Sumado a esto, la falta de oportunidades
en educación, empleo, salud y vivienda dignas contribuye de manera
poderosa a provocar la eclosión familiar y un clima de violencia cuyas
consecuencias se pueden observar en las elevadas cifras de denuncias de
feminicidio, abandono del hogar, violaciones, incesto y ruptura de los
lazos familiares. Como uno de sus efectos más graves, el abandono de las
nuevas generaciones en busca de satisfacer sus carencias vitales en la
calle, en las maras o emigrando hacia la peligrosa ruta del norte.
En este contexto insano y degradante
viven miles de niñas y niños relegados, violentados y forzados a
soportar toda clase de carencias vitales. Entonces es cuando se requiere
de un sistema de rescate –desde un Estado cuyas características lo han
convertido en el principal responsable del problema- con el fin de
proveer a esta niñez en crisis de una solución a la medida de sus
necesidades en educación, alimentación, recreación, atención en salud
mental y física para garantizarles un desarrollo adecuado.
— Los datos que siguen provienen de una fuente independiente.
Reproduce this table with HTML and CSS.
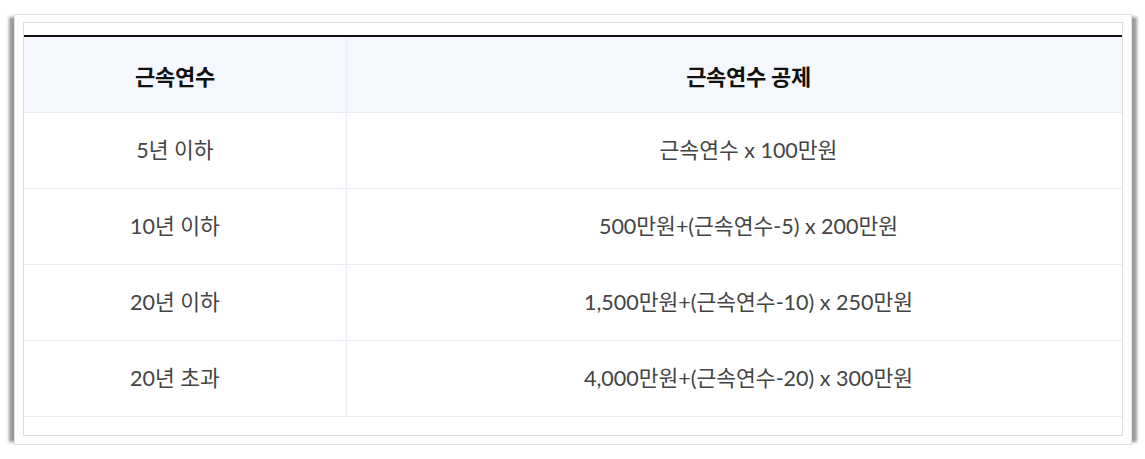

Este sistema aparentemente ideal, cuyo
costo de operación figura en el presupuesto del Estado, en la realidad
se ha convertido en una amenaza para la integridad de esos niños, niñas y
adolescentes necesitados de protección. Salidos de un ambiente muchas
veces degradante y de alto riesgo para su integridad física y
psicológica, han ido a dar a verdaderas cárceles de castigo en donde se
siguen violando sus derechos. Es el drama constante de ser menor de edad
en un país en donde la niñez es la última de las prioridades y en donde
para llamar la atención sobre un problema tan grave como la trata de
personas, es preciso hacer un escándalo mediático para que las
autoridades le presten atención.
Otro tanto sucede con las mujeres
violentadas en sus derechos a la vida, a la integridad física, a la
libertad. Es tan elevado el nivel de violencia contra ellas que ya se
considera parte de la costumbre, se acepta el odio de género hasta el
extremo del desmembramiento como algo que les sucede a otras personas
menos afortunadas, no algo a lo cual existe la obligación humana de
denunciar alto y claro porque es inadmisible, porque no puede seguir
sucediendo.
Las niñas, niños y adolescentes recluidos
en hogares de rescate no son parias, son seres humanos con derechos.
Tratarlos como a tales es obligación del Estado, porque la falta de
principios del sector político, cuyos miembros han sentado sus reales en
la administración pública, les ha robado la posibilidad de vivir una
vida libre de amenazas y con oportunidades de progreso. La deuda con la
sociedad está pendiente y debe pagarla en sus nuevas generaciones.